Millions of images and videos flooded into your feed with countless filters, photoshopped bodies and airbrushed skin.
A petri dish of fake news constantly spreading with every repost, reshare or retweet, making it harder for us to distinguish between what’s real and what’s fake.
The newfound confidence people have behind a screen has evolved into a back and forth banter of hateful comments, threats and irrational behavior.
Along with these negative impacts of social media
comes a decline in our mental health. We’re becoming addicted to our phones, we’re falling into the comparison trap and we’re allowing vanity numbers to inflate our ego. Finally, it affects our physical health too – too much time is being spent scrolling which means we’re sitting too much.
So why in the world would someone ever go on social media? Great question.
In case you missed it, I shared my personal experience
already on, ironically, social media. The response I received was unexpected – hundreds of women sharing their experience too, positive and negative. This inspired me to write a blog as it was obvious we all struggle or have struggled with social media.

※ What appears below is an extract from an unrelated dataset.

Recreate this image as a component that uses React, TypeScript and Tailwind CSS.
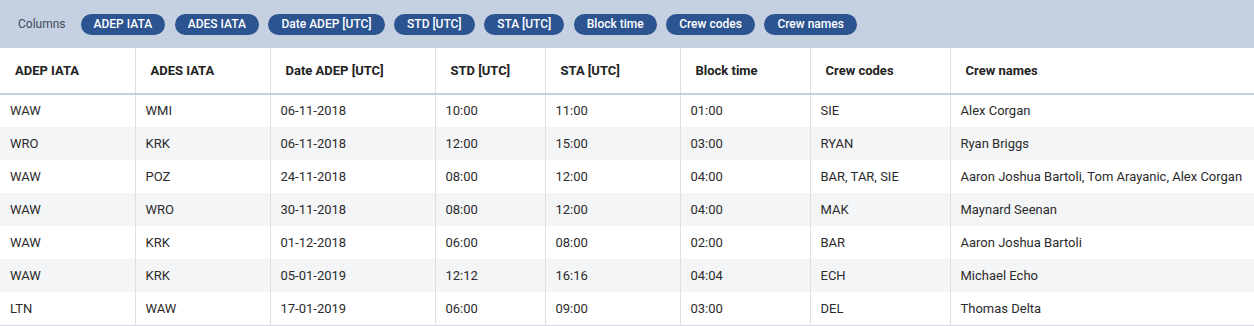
import React from "react";

const columns = [
  { label: "ADEP IATA", width: "w-[135px]" },
  { label: "ADES IATA", width: "w-[135px]" },
  { label: "Date ADEP [UTC]", width: "w-[165px]" },
  { label: "STD [UTC]", width: "w-[110px]" },
  { label: "STA [UTC]", width: "w-[135px]" },
  { label: "Block time", width: "w-[130px]" },
  { label: "Crew codes", width: "w-[140px]" },
  { label: "Crew names", width: "" },
];

const rows = [
  ["WAW", "WMI", "06-11-2018", "10:00", "11:00", "01:00", "SIE", "Alex Corgan"],
  ["WRO", "KRK", "06-11-2018", "12:00", "15:00", "03:00", "RYAN", "Ryan Briggs"],
  ["WAW", "POZ", "24-11-2018", "08:00", "12:00", "04:00", "BAR, TAR, SIE", "Aaron Joshua Bartoli, Tom Arayanic, Alex Corgan"],
  ["WAW", "WRO", "30-11-2018", "08:00", "12:00", "04:00", "MAK", "Maynard Seenan"],
  ["WAW", "KRK", "01-12-2018", "06:00", "08:00", "02:00", "BAR", "Aaron Joshua Bartoli"],
  ["WAW", "KRK", "05-01-2019", "12:12", "16:16", "04:04", "ECH", "Michael Echo"],
  ["LTN", "WAW", "17-01-2019", "06:00", "09:00", "03:00", "DEL", "Thomas Delta"],
];

export default function App() {
  return (
    <div className="w-[1254px] h-[326px] bg-white font-['Roboto',sans-serif] overflow-hidden">
      {/* Column toggles */}
      <div className="h-[48px] bg-[#c5d1e1] flex items-center pl-[18px] gap-[9.5px]">
        <span className="text-[12px] text-[#3f4a5a] mr-[5.5px]">Columns</span>
        {columns.map((c) => (
          <span
            key={c.label}
            className="h-[21px] px-[13px] rounded-full bg-[#2c5491] text-white text-[12px] font-medium flex items-center"
          >
            {c.label}
          </span>
        ))}
      </div>

      <table className="w-full table-fixed border-collapse text-[13px] text-[#2b2b2b]">
        <thead>
          <tr className="h-[46px] border-b-2 border-[#c5d1e1]">
            {columns.map((c, i) => (
              <th
                key={c.label}
                className={`${c.width} text-left font-bold pl-[15px] text-[#222] ${i < columns.length - 1 ? "border-r border-[#e0e0e0]" : ""}`}
              >
                {c.label}
              </th>
            ))}
          </tr>
        </thead>
        <tbody>
          {rows.map((r, ri) => (
            <tr key={ri} className={`h-[33px] ${ri % 2 === 1 ? "bg-[#f4f5f7]" : "bg-white"} ${ri === rows.length - 1 ? "border-b border-[#d4d8de]" : ""}`}>
              {r.map((v, ci) => (
                <td
                  key={ci}
                  className={`pl-[10px] whitespace-nowrap ${ci < r.length - 1 ? "border-r border-[#e0e0e0]" : ""}`}
                >
                  {v}
                </td>
              ))}
            </tr>
          ))}
        </tbody>
      </table>
    </div>
  );
}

The key takeaway for me was the realization that at times I was letting social media control me versus me controlling it. Therefore, I created this list to help catch myself when falling into a slump or feel any negativity. These help me A LOT. Keep on reading and feel free to leave a comment to join the conversation.
Some tips and tricks are outlined below:
Have anintention before opening up an app. What are you going on this platform for? To connect with others? Seek inspiration? Find a recipe? Know what you’re looking for and you’ll find it.

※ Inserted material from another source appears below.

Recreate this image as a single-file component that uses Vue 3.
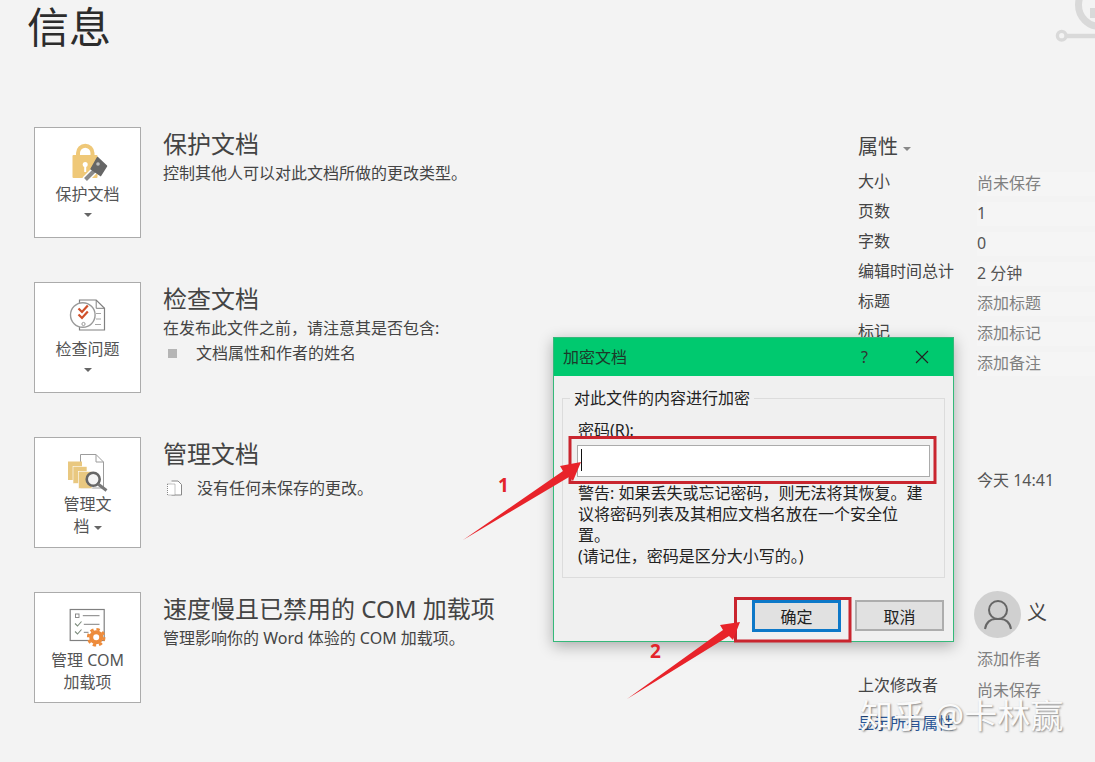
<template>
  <div class="page">
    <svg class="corner-art" width="45" height="50" viewBox="0 0 45 50">
      <circle cx="50" cy="5" r="21.500" fill="none" stroke="#d9d9d9" stroke-width="7" />
      <rect x="40" y="8" width="5" height="10" fill="#d9d9d9" />
      <path d="M15 36 H45" stroke="#d9d9d9" stroke-width="4.500" />
      <circle cx="11.700" cy="35.700" r="4.300" fill="#f3f3f3" stroke="#d9d9d9" stroke-width="3.400" />
    </svg>

    <main class="main">
      <h1 class="page-title">信息</h1>

      <section class="info-row">
        <button class="tile">
          <svg class="tile-icon" width="46" height="40" viewBox="0 0 46 40">
            <path d="M13 15 V11 a7.250 7.250 0 0 1 14.500 0 V15" fill="none" stroke="#efc878" stroke-width="4" />
            <rect x="7.500" y="13" width="25" height="23" rx="1" fill="#efc878" />
            <circle cx="20.200" cy="22.500" r="2.500" fill="#fff" />
            <rect x="19.200" y="23" width="2" height="7" fill="#fff" />
            <path d="M30 28 L20 38" stroke="#fff" stroke-width="7" />
            <path d="M30 28 L20.500 37.500" stroke="#8a8a8a" stroke-width="4" />
            <path d="M32.500 15.500 L41.500 24 L35.500 33.500 L26 27 Z" fill="#666" stroke="#666" stroke-width="1.500" stroke-linejoin="round" />
            <circle cx="33" cy="22" r="1.800" fill="#bdbdbd" />
          </svg>
          <span class="tile-label">保护文档</span>
          <i class="caret tile-caret"></i>
        </button>
        <div class="row-text">
          <h2>保护文档</h2>
          <p>控制其他人可以对此文档所做的更改类型。</p>
        </div>
      </section>

      <section class="info-row">
        <button class="tile">
          <svg class="tile-icon" width="46" height="40" viewBox="0 0 46 40">
            <path d="M14.500 3 H31.200 L39.500 11.300 V33 H14.500 Z" fill="#fff" stroke="#808080" stroke-width="1.200" />
            <path d="M31.200 3 V11.300 H39.500" fill="none" stroke="#808080" />
            <path d="M31 16.500 H36 M31 22 H36 M30 27.500 H36" stroke="#a5a5a5" />
            <circle cx="17.800" cy="18" r="12.300" fill="#fff" stroke="#9a9a9a" stroke-width="1.400" />
            <path d="M13.500 11.500 L17 15 L22.800 8.500 M13.500 17.500 L17 21 L22.800 14.500" fill="none" stroke="#d0502a" stroke-width="2.200" />
            <circle cx="18.500" cy="27" r="1.600" fill="#fff" stroke="#999" />
          </svg>
          <span class="tile-label">检查问题</span>
          <i class="caret tile-caret"></i>
        </button>
        <div class="row-text">
          <h2>检查文档</h2>
          <p>在发布此文件之前，请注意其是否包含:</p>
          <p class="row-item"><i class="bullet"></i>文档属性和作者的姓名</p>
        </div>
      </section>

      <section class="info-row">
        <button class="tile">
          <svg class="tile-icon" width="46" height="40" viewBox="0 0 46 40">
            <path d="M15.500 2.500 H31 L38.500 10 V36 H15.500 Z" fill="#fff" stroke="#9c9c9c" />
            <path d="M31 2.500 V10 H38.500" fill="none" stroke="#9c9c9c" />
            <rect x="3" y="9.500" width="14" height="18.500" fill="#e9c880" />
            <rect x="8" y="14.500" width="14" height="17" fill="#e9c880" stroke="#fff" stroke-width=".6" />
            <rect x="13.500" y="19.500" width="13.500" height="17" fill="#e9c880" stroke="#fff" stroke-width=".6" />
            <circle cx="28.200" cy="27.300" r="6.500" fill="#f4f4f4" stroke="#666" stroke-width="2.600" />
            <path d="M33 32 L41.500 38.500" stroke="#777" stroke-width="3" />
          </svg>
          <span class="tile-label">管理文<br />档 <i class="caret"></i></span>
        </button>
        <div class="row-text">
          <h2>管理文档</h2>
          <p class="row-item row-item-doc">
            <svg class="doc-mini" width="17" height="16" viewBox="0 0 17 16">
              <path d="M5.500 1 H12 L15.500 4.500 V15 H5.500" fill="#fff" stroke="#888" />
              <path d="M1.500 4 H9 V15 H1.500 Z" fill="#fff" stroke="#888" stroke-dasharray="1 1" />
            </svg>
            没有任何未保存的更改。
          </p>
        </div>
      </section>

      <section class="info-row">
        <button class="tile tile-com">
          <svg class="tile-icon" width="46" height="40" viewBox="0 0 46 40">
            <rect x="5.200" y="2.500" width="34" height="31" fill="#fff" stroke="#808080" stroke-width="1.200" />
            <rect x="10.500" y="7" width="3.500" height="3.500" fill="none" stroke="#808080" stroke-width=".9" />
            <path d="M17.800 8.700 H34.500 M18.800 17.300 H34.500 M18.800 25.300 H23.500" stroke="#808080" />
            <path d="M10 16.500 L12.500 19 L16.500 14.500 M10 24.500 L12.500 27 L16.500 22.500" fill="none" stroke="#7d8c7d" stroke-width="1.100" />
            <circle cx="31.200" cy="30.300" r="8" fill="none" stroke="#ed8b3b" stroke-width="2.600" stroke-dasharray="3.400 2.880" />
            <circle cx="31.200" cy="30.300" r="5" fill="#fff" stroke="#ed8b3b" stroke-width="4" />
          </svg>
          <span class="tile-label">管理 COM<br />加载项</span>
        </button>
        <div class="row-text">
          <h2>速度慢且已禁用的 COM 加载项</h2>
          <p>管理影响你的 Word 体验的 COM 加载项。</p>
        </div>
      </section>
    </main>

    <aside class="props">
      <h3 class="props-title">属性 <i class="caret caret-light"></i></h3>
      <div v-for="row in propRows" :key="row.value" class="prop-row">
        <span class="prop-label">{{ row.label }}</span>
        <span class="prop-value" :class="{ muted: row.muted }">{{ row.value }}</span>
      </div>

      <div class="prop-row prop-date">
        <span></span>
        <span class="prop-value plain">今天 14:41</span>
      </div>

      <div class="author">
        <svg class="avatar" width="47" height="47" viewBox="0 0 47 47">
          <circle cx="23.500" cy="23.500" r="23.500" fill="#d0d0d0" />
          <circle cx="24" cy="19" r="9" fill="none" stroke="#666" stroke-width="2" />
          <path d="M11 38 C12 31 17 28 21 28 H27 C31 28 36 31 37 38" fill="none" stroke="#666" stroke-width="2" />
        </svg>
        <span class="author-name">义</span>
      </div>
      <div class="prop-row prop-short">
        <span></span>
        <span class="prop-value plain muted">添加作者</span>
      </div>
      <div class="prop-row prop-last">
        <span class="prop-label">上次修改者</span>
        <span class="prop-value plain muted">尚未保存</span>
      </div>
      <a class="all-props">显示所有属性</a>
    </aside>

    <div class="dialog">
      <div class="dialog-head">
        <span class="dialog-title">加密文档</span>
        <span class="dialog-help">?</span>
        <svg class="dialog-close" width="14" height="14" viewBox="0 0 14 14">
          <path d="M1 1 L13 13 M13 1 L1 13" stroke="#222" stroke-width="1.100" />
        </svg>
      </div>
      <fieldset class="group">
        <legend>对此文件的内容进行加密</legend>
        <label class="pw-label">密码(R):</label>
        <div class="pw-input"><i class="pw-caret"></i></div>
        <p class="pw-note">
          警告: 如果丢失或忘记密码，则无法将其恢复。建<br />
          议将密码列表及其相应文档名放在一个安全位<br />
          置。<br />
          (请记住，密码是区分大小写的。)
        </p>
      </fieldset>
      <div class="dialog-foot">
        <button class="dlg-btn dlg-ok">确定</button>
        <button class="dlg-btn">取消</button>
      </div>
    </div>

    <!-- 标注 -->
    <svg class="marks" width="1095" height="762" viewBox="0 0 1095 762">
      <rect x="570" y="437.500" width="365" height="45" fill="none" stroke="#c9252e" stroke-width="3" />
      <rect x="735.500" y="598.500" width="114.500" height="42.500" fill="none" stroke="#c9252e" stroke-width="3" />
      <polygon points="463,540 563,471 560,466 581,462 573,481 569,477" fill="#e8232a" />
      <polygon points="627,699 723,630 720,625 740,622 733,640 729,636" fill="#e8232a" />
    </svg>
    <span class="mark-num num-one">1</span>
    <span class="mark-num num-two">2</span>

    <div class="watermark">知乎 @卡林赢</div>
  </div>
</template>

<script setup>
const propRows = [
  { label: '大小', value: '尚未保存', muted: true },
  { label: '页数', value: '1' },
  { label: '字数', value: '0' },
  { label: '编辑时间总计', value: '2 分钟' },
  { label: '标题', value: '添加标题', muted: true },
  { label: '标记', value: '添加标记', muted: true },
  { label: '', value: '添加备注', muted: true }
]
</script>

<style scoped>
.page {
  position: relative;
  display: flex;
  width: 1095px;
  height: 762px;
  overflow: hidden;
  background: #f3f3f3;
  color: #444;
  font-family: "Noto Sans", "Noto Sans CJK SC", sans-serif;
  font-size: 16px;
}

.corner-art {
  position: absolute;
  top: 0;
  right: 0;
}

.main {
  flex: 0 0 858px;
  padding-left: 34px;
  box-sizing: border-box;
}

.page-title {
  margin: 0 0 73px -7px;
  height: 54px;
  font-size: 42px;
  font-weight: 400;
  line-height: 54px;
  color: #2c2c2c;
}

.info-row {
  display: flex;
  gap: 22px;
  height: 111px;
  margin-bottom: 44px;
}

.tile {
  display: flex;
  flex-direction: column;
  align-items: center;
  flex: 0 0 107px;
  box-sizing: border-box;
  height: 111px;
  padding: 14px 0 0;
  background: #fff;
  border: 1px solid #ababab;
  font: inherit;
  color: #555;
}

.tile-label {
  margin-top: 1px;
  line-height: 22px;
  text-align: center;
}

.tile-com .tile-label {
  margin-top: 2px;
}

.tile-caret {
  margin-top: 8px;
}

.caret {
  display: inline-block;
  width: 0;
  height: 0;
  border-left: 4px solid transparent;
  border-right: 4px solid transparent;
  border-top: 4px solid #666;
  vertical-align: middle;
}

.caret-light {
  border-top-color: #888;
}

.row-text {
  padding-top: 1px;
}

.row-text h2 {
  margin: 0;
  font-size: 24px;
  font-weight: 400;
  line-height: 32px;
  color: #444;
}

.row-text p {
  margin: 0;
  line-height: 26px;
  color: #444;
  white-space: nowrap;
}

.row-text .row-item {
  display: flex;
  align-items: center;
  line-height: 24px;
}

.bullet {
  width: 9px;
  height: 9px;
  margin: 0 19px 0 5px;
  background: #b5b5b5;
}

.row-text .row-item-doc {
  margin-top: 6px;
}

.doc-mini {
  margin: 0 14px 0 3px;
}

.props {
  flex: 1;
  padding-top: 132px;
}

.props-title {
  margin: 0 0 4px;
  font-size: 20px;
  font-weight: 400;
  line-height: 30px;
  color: #444;
}

.prop-row {
  display: grid;
  grid-template-columns: 119px 1fr;
  height: 30px;
  white-space: nowrap;
}

.prop-label {
  line-height: 30px;
  color: #444;
}

.prop-value {
  height: 24px;
  margin-top: 6px;
  line-height: 23px;
  background: #f5f5f5;
  color: #555;
}

.prop-value.plain {
  background: none;
}

.muted {
  color: #808080;
}

.prop-date {
  margin-top: 87px;
}

.author {
  display: flex;
  align-items: center;
  gap: 6px;
  margin: 98px 0 0 116px;
}

.author-name {
  font-size: 20px;
  line-height: 44px;
  margin-bottom: 3px;
  color: #444;
}

.prop-short {
  height: 28px;
  margin-top: 4px;
}

.prop-last .prop-value {
  margin-top: 9px;
}

.all-props {
  display: block;
  margin-top: 11px;
  line-height: 24px;
  color: #2b5797;
}

.dialog {
  position: absolute;
  left: 553px;
  top: 337px;
  box-sizing: border-box;
  width: 401px;
  height: 305px;
  background: #f0f0f0;
  border: 1px solid #35b97a;
  box-shadow: 0 4px 14px rgba(0, 0, 0, 0.3);
  color: #222;
}

.dialog-head {
  display: flex;
  align-items: center;
  height: 38px;
  padding-left: 9px;
  background: #00c96f;
}

.dialog-title {
  flex: 1;
  margin-top: -2px;
  color: #1c3a2a;
}

.dialog-help {
  margin-right: 47px;
  font-size: 16px;
  color: #333;
}

.dialog-close {
  margin-right: 24px;
}

.group {
  box-sizing: border-box;
  height: 191px;
  margin: 11px 8px 0;
  padding: 0 14px 0 15px;
  border: 1px solid #dcdcdc;
  min-width: 0;
}

.group legend {
  margin-left: -8px;
  padding: 0 4px;
  line-height: 22px;
}

.pw-label {
  display: block;
  margin-top: 11px;
  line-height: 21px;
}

.pw-input {
  box-sizing: border-box;
  height: 32px;
  margin: 4px 0 6px -1px;
  padding: 3px;
  background: #fff;
  border: 1px solid #ababab;
}

.pw-caret {
  display: block;
  width: 1px;
  height: 22px;
  background: #111;
}

.pw-note {
  margin: 0;
  line-height: 21px;
  white-space: nowrap;
}

.dialog-foot {
  display: flex;
  justify-content: flex-end;
  gap: 14px;
  margin-top: 22px;
  padding-right: 9px;
}

.dlg-btn {
  box-sizing: border-box;
  width: 89px;
  height: 31px;
  padding: 0;
  background: #e1e1e1;
  border: 2px solid #adadad;
  font: inherit;
  color: #222;
}

.dlg-ok {
  height: 32px;
  border: 3px solid #0d78c8;
}

.marks {
  position: absolute;
  left: 0;
  top: 0;
  pointer-events: none;
}

.mark-num {
  position: absolute;
  font-size: 19px;
  font-weight: 700;
  line-height: 20px;
  color: #e3242b;
}

.num-one {
  left: 498px;
  top: 475px;
}

.num-two {
  left: 650px;
  top: 641px;
}

.watermark {
  position: absolute;
  left: 860px;
  top: 694px;
  font-size: 33px;
  line-height: 44px;
  white-space: nowrap;
  color: #fafafa;
  text-shadow: 1px 1px 2px rgba(0, 0, 0, 0.45);
}
</style>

Limit your time. I set my time in hour long increments (some times I set a timer to be extra safe) so I’m sure I don’t stay on too long.
Don’t wake up or go to sleep on your phone. I have an alarm clock and plug my phone in the kitchen so it’s not the first thing I see in the morning.
If someone makes you feel worse about yourself, block that person, unfollow that person, mute that person or if you see their story highlighted, skip it. Protect your mental health.
Avoid interactions with negative people. It’s already hard enough to be completely vulnerable with your thoughts, pictures, etc. so when you have a person DM or comment on your page with a VERY mean message, it’s emotionally hard. Really hard. However, I’ve learned to simply not engage. Whether you delete the comment, block that person, etc. Remove it or them completely and move on.
Get out of the comparison trap. It’s interesting how many of us will scroll through our feed mindlessly. We see beautiful images of travel or the hottest styles and at some point, we forget that there is a human being behind these images. I like to think of the concept “Link verses compare”. Feeds are less intimidating when you connect with people, whether it’s a comment or DM. Granted, you won’t get a response from everyone but in my personal experience, I’ve been able to connect with 75% of the people I reach out too.
Turn your phone off, switch to airplane mode or flip it over. Simple.
Remember social media is a business! There are people on here who make a full time living. While I have also been able to monetize my content, this remains as my side hustle. Health coaching is my foundation and social media allows me to be loud about it. The same holds true for others just trying to make it. Trying to make a living with this new career option. There’s a TON of work behind the scenes so be sensitive to those who are hustling, esp if you feel like you’re seeing #ad everywhere.
Separate your close friends from social media. This may seem simple but I see it happen all the time. If you are looking to monetize off of social media, remember your close friends may not be. Therefore, you can’t expect them to understand the hard work that goes into it. Keep social media out of the conversation unless they bring it up. This will help protect your relationships and separate it from your business, aka social media.
Make it a positive experience for you and others. There’s this amazing quote that I swear by when I engage with others…
“Before you comment, let your words pass through three gates:
At the first gate, ask yourself ‘Is it true?’
At the second gate, ask yourself ‘Is it necessary?’